BEIJING - China assigned third-generation mobile phone licenses Wednesday to three carriers in a long-awaited step that is expected to prompt US$41 billion in spending on new equipment.
Licenses were granted to China Mobile Ltd., China Unicom Ltd. and China Telecom Corp., the Ministry of Industry and Information Technology said. Third-generation, or 3G, technology supports Web surfing, wireless video and other services and the start of service is expected to spur new revenue growth.
China has 650 million mobile phone accounts, according to industry minister Li Zhiyong.
Companies have not said when commercial service will begin.
The awarding of licenses was delayed while China's government developed its own technology to compete with two global 3G standards.

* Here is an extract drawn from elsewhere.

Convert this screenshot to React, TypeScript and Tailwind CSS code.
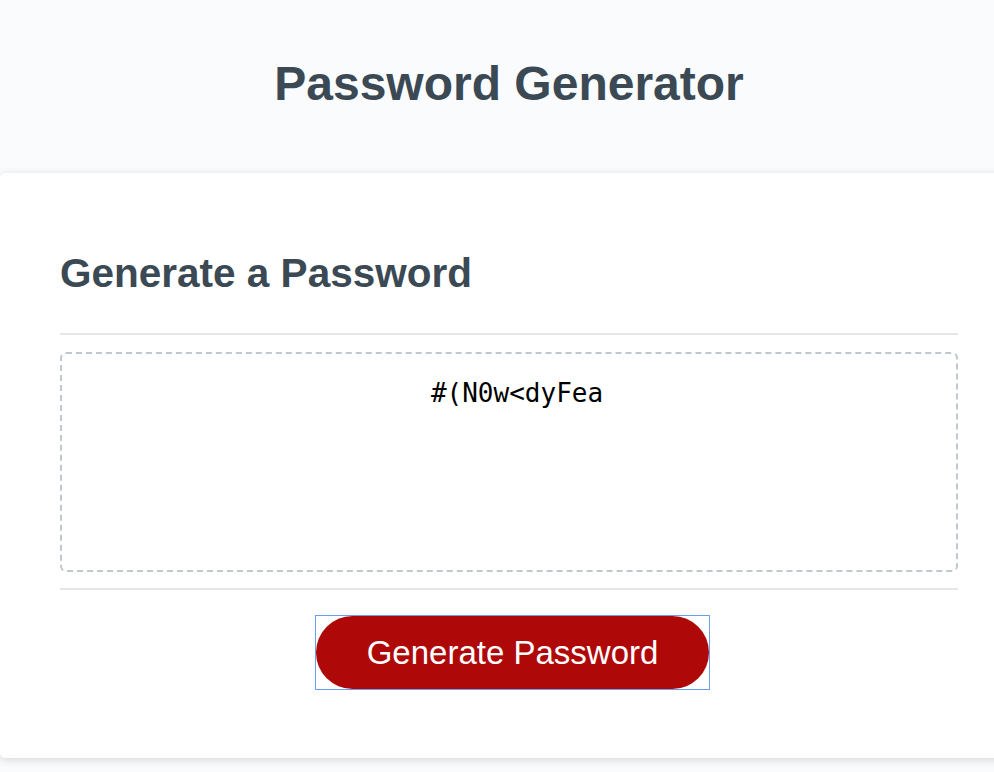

The Chinese-developed standard, TD-SCDMA, was assigned to China Mobile, the world's biggest phone carrier by subscribers, the ministry said. That appeared to be an effort to make sure the new system has the financial and technical backing to succeed.
The two global standards, WCDMA and CDMA-2000, were assigned to China Unicom and China Telecom, respectively, the ministry said.
Chinese carriers are expected to spend 280 billion yuan ($41 billion) on new equipment, Li said in December.
Such sales will be important to global suppliers Motorola Inc., Alcatel-Lucent SA, Nokia-Siemens Networks and Ericsson AB as demand elsewhere slumps. But they face competition from fledgling Chinese producers.